• What this task involves: Select lines where the word "page" appears.

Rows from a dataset

----

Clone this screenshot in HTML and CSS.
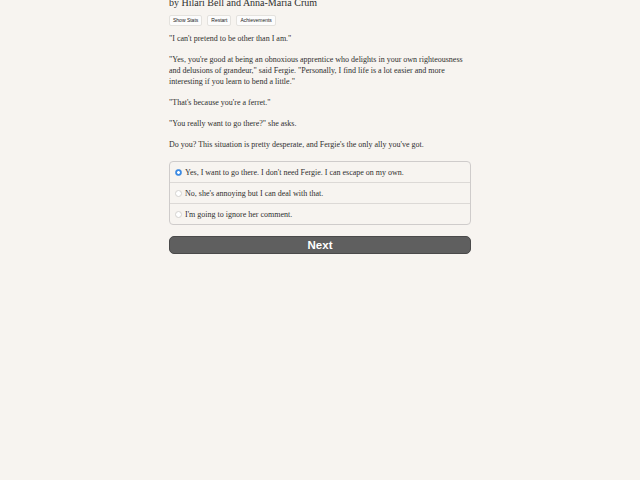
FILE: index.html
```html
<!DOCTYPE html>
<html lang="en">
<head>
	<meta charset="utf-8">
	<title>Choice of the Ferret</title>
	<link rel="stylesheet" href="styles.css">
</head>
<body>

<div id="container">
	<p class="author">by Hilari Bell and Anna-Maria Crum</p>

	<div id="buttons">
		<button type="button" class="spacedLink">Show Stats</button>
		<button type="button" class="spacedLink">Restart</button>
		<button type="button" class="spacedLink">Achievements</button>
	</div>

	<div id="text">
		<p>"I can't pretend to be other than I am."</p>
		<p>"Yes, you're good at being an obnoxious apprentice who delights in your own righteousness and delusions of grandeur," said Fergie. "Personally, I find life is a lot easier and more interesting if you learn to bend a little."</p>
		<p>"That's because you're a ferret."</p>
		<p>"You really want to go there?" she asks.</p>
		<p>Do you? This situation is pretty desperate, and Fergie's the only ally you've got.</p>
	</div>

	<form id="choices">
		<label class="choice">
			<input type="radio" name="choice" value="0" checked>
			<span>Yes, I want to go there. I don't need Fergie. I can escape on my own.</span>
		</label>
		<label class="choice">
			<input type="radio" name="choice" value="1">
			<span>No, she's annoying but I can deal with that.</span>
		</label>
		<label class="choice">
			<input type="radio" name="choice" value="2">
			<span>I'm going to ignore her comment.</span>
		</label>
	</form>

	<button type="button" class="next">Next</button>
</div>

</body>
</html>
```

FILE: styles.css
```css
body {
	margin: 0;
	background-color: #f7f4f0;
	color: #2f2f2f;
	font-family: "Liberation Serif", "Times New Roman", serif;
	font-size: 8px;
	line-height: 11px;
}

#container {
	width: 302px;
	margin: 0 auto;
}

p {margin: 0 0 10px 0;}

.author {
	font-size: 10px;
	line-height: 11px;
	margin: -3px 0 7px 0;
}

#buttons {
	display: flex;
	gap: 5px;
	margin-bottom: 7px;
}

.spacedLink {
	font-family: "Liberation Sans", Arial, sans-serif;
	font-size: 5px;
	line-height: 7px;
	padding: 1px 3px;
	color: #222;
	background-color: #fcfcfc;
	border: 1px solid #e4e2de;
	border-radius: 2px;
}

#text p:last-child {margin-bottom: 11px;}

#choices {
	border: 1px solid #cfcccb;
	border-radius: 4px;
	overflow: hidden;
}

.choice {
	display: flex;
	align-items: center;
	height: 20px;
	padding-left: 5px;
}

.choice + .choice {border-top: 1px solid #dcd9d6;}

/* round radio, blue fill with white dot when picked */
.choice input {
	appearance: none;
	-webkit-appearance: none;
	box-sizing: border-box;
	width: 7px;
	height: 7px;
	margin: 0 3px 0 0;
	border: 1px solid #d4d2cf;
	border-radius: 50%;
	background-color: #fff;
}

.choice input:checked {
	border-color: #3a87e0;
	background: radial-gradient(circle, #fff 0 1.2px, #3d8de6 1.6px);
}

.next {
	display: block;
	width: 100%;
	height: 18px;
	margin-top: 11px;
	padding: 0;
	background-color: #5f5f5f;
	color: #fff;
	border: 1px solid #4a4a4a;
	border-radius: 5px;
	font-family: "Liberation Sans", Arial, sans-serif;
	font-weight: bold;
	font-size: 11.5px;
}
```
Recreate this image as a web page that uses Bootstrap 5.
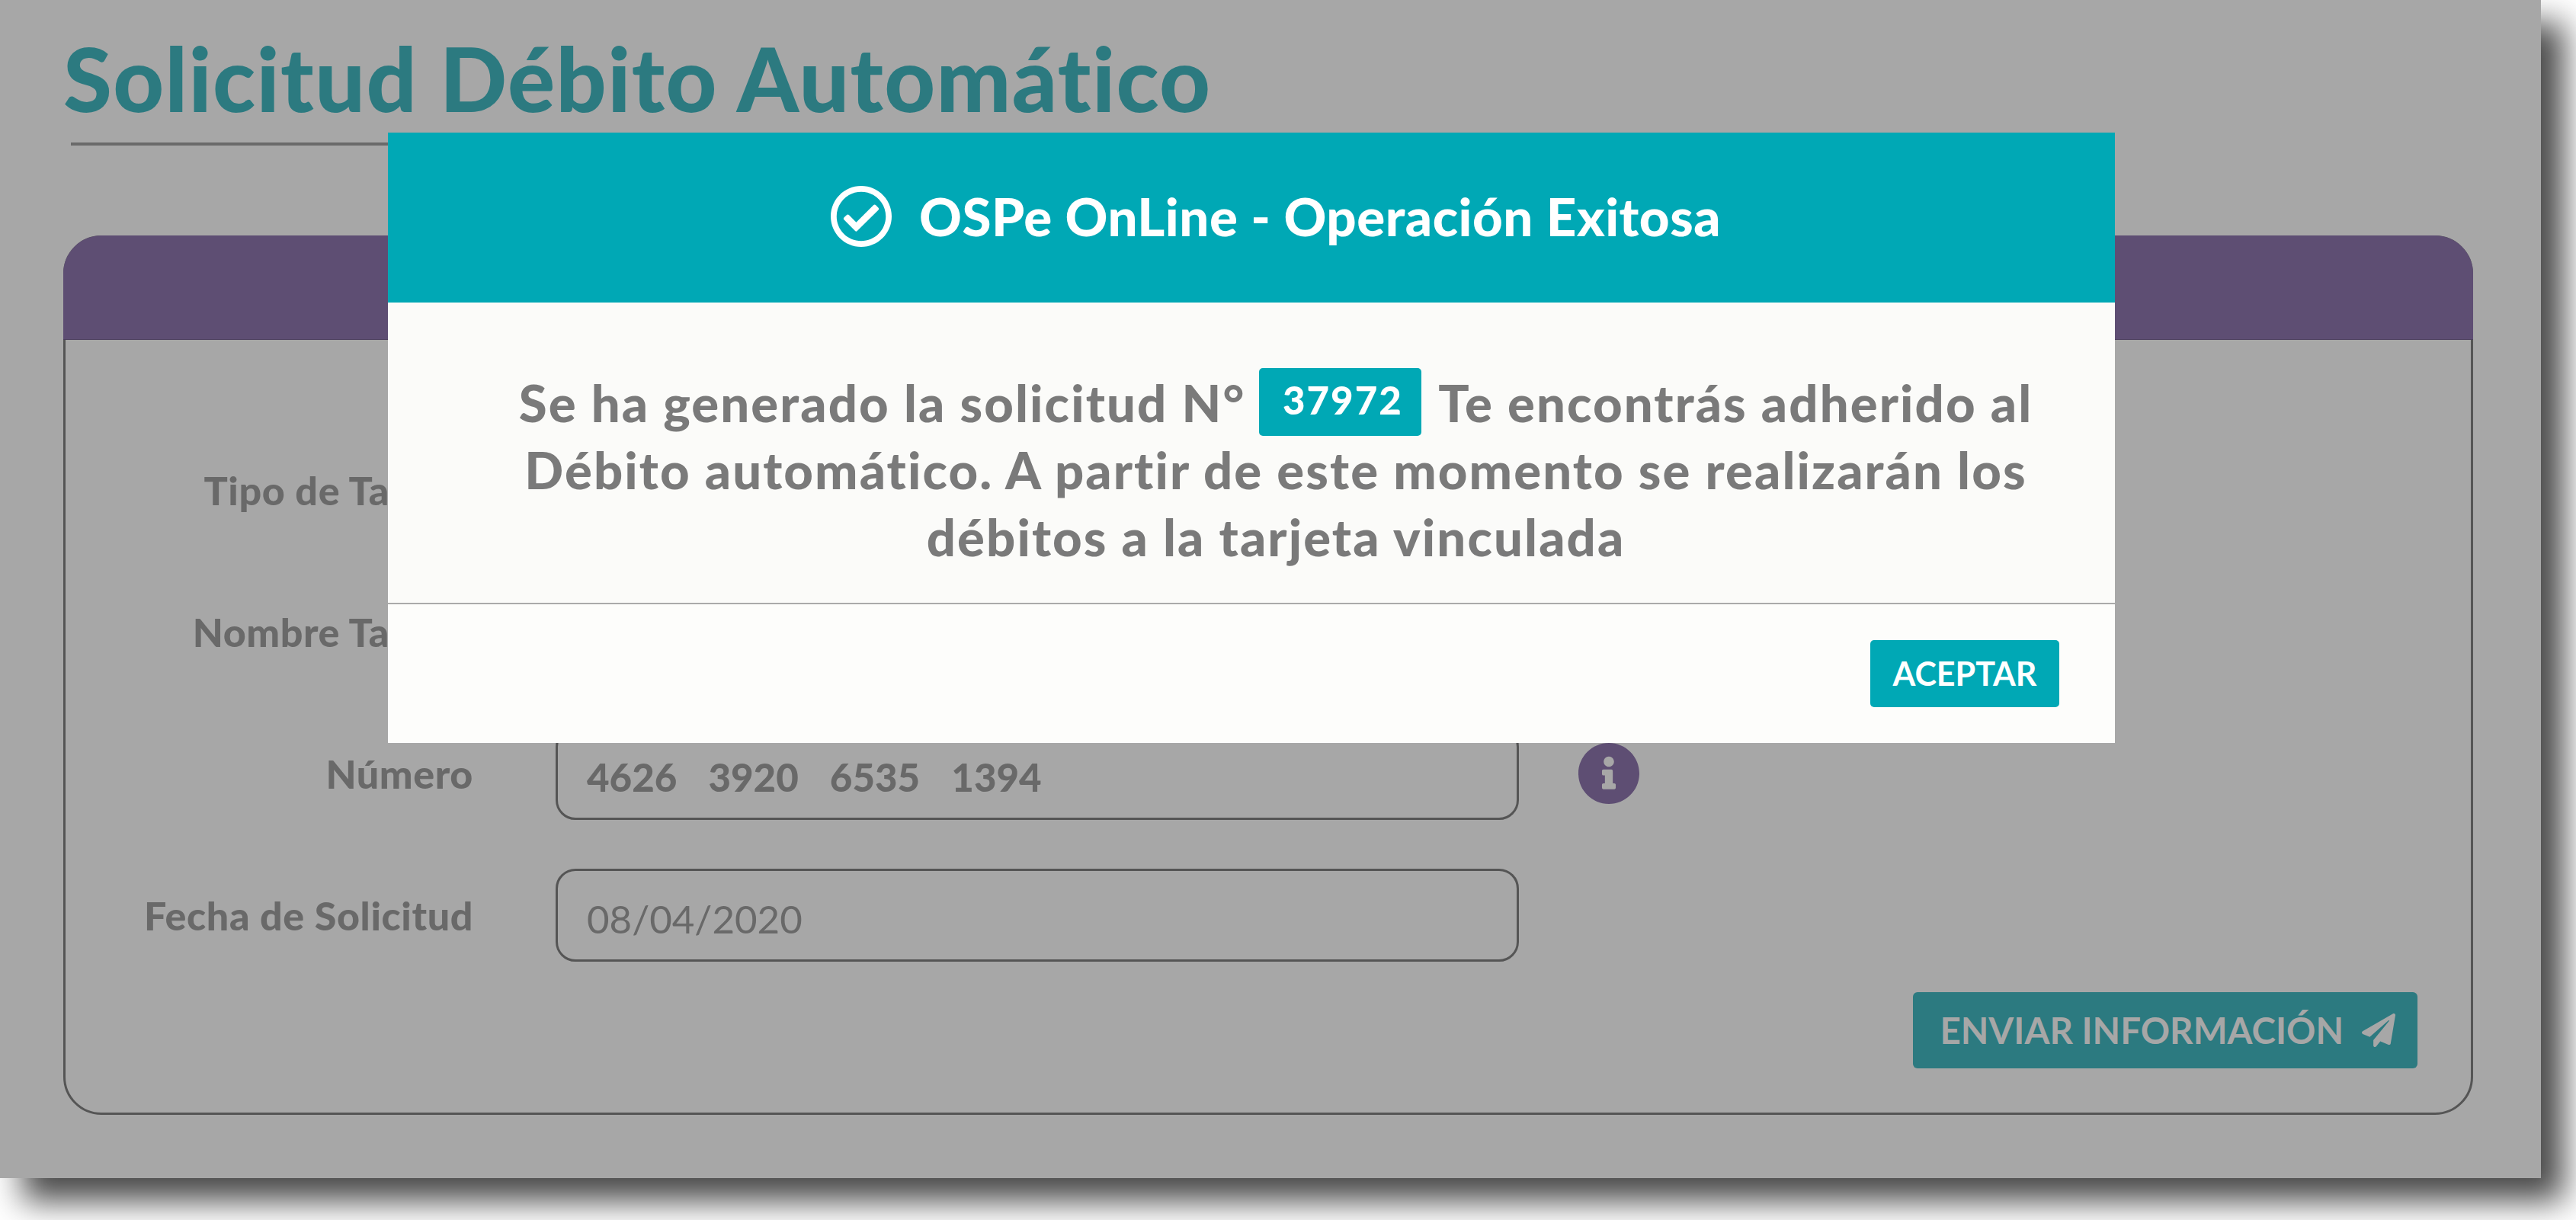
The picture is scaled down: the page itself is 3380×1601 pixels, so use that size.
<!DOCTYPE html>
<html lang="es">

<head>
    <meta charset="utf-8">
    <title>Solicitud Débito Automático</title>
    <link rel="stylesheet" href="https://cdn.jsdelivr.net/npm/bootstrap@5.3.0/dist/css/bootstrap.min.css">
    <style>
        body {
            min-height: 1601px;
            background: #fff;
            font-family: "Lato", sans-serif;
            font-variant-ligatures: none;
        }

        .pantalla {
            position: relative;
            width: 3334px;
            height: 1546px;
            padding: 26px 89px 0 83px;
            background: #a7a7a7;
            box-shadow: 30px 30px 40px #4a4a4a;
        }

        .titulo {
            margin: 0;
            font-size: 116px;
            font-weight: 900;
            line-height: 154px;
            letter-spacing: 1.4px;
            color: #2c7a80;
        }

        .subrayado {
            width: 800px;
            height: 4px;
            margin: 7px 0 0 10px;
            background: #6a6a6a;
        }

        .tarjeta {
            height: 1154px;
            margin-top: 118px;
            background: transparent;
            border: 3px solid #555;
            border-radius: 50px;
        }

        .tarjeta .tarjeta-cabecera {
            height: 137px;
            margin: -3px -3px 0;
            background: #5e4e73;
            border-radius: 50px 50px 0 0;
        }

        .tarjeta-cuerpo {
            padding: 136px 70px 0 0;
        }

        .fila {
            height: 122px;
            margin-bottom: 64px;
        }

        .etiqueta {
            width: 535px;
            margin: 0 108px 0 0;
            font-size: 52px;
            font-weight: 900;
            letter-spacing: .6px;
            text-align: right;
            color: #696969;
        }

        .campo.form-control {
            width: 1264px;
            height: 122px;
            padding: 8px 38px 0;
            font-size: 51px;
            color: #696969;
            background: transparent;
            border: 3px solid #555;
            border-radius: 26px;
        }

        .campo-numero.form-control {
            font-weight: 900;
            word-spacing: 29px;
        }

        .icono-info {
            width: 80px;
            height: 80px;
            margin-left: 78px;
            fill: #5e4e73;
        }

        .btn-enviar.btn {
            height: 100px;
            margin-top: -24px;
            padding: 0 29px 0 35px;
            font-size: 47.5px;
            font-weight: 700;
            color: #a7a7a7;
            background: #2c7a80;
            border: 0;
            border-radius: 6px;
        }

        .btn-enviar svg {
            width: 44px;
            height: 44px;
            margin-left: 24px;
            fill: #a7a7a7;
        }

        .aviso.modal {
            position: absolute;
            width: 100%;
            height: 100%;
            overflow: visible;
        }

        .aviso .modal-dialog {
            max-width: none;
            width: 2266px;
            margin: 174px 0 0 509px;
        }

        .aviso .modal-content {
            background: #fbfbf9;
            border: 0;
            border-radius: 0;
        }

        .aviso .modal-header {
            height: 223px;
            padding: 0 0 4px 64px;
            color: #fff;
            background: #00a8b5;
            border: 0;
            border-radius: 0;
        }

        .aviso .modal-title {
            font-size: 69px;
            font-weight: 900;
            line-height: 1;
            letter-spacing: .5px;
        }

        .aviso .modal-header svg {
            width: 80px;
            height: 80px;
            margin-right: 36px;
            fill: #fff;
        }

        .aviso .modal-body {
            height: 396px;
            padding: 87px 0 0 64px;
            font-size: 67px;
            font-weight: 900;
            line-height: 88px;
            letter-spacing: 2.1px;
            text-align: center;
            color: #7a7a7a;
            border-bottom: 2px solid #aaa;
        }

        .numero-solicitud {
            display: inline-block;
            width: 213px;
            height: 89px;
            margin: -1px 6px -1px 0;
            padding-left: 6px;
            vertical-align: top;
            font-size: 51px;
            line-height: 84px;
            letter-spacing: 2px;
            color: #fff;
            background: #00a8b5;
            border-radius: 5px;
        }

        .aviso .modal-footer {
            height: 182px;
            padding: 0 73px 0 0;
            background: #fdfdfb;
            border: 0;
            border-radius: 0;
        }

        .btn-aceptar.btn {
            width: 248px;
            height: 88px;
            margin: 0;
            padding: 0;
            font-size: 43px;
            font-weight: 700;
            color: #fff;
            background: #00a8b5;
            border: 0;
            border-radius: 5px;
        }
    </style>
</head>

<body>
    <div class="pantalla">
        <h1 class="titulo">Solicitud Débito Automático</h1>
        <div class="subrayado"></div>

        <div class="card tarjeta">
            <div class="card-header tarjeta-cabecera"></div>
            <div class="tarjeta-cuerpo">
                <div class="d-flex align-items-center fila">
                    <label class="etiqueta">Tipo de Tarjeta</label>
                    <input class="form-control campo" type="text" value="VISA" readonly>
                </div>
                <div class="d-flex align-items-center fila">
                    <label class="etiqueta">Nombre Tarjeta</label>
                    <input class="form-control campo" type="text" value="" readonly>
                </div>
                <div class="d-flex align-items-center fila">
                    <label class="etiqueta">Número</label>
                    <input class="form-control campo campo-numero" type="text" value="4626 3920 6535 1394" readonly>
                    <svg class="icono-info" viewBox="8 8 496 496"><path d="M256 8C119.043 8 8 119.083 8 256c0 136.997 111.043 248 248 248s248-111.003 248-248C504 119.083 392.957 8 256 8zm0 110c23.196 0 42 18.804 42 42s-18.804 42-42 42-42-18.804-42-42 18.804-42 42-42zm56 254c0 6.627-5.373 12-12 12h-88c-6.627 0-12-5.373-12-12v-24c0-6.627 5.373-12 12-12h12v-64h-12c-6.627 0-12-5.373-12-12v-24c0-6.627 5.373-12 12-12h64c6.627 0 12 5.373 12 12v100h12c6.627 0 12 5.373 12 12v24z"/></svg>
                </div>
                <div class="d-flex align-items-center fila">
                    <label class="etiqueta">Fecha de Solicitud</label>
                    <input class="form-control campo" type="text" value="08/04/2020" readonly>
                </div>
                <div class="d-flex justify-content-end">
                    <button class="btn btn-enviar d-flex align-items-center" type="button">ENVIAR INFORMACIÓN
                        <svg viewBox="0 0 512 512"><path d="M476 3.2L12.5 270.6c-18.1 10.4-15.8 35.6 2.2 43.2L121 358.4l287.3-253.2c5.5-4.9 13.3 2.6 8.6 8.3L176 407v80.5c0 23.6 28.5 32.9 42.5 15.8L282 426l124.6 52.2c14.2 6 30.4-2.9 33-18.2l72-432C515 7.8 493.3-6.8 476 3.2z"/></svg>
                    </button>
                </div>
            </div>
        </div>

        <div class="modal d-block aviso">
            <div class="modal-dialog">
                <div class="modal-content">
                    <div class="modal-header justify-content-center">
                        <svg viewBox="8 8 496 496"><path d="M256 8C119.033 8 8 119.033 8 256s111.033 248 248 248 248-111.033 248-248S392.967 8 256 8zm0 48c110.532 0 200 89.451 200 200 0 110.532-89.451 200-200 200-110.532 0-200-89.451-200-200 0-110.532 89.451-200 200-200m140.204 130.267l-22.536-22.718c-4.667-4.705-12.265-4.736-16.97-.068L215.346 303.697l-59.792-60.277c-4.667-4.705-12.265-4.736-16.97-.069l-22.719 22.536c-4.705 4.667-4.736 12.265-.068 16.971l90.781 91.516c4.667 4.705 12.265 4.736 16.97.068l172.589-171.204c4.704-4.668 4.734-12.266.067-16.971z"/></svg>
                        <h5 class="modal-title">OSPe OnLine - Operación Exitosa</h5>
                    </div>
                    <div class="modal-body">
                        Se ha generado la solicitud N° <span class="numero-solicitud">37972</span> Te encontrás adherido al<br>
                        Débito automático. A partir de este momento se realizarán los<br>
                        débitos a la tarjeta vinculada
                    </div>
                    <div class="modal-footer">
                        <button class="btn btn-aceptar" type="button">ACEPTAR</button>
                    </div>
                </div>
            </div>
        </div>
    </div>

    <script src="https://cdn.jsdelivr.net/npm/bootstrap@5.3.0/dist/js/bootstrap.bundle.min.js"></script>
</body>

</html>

----

• Exercise response:
Recreate this image as a web page that uses Bootstrap 5.
The picture is scaled down: the page itself is 3380×1601 pixels, so use that size.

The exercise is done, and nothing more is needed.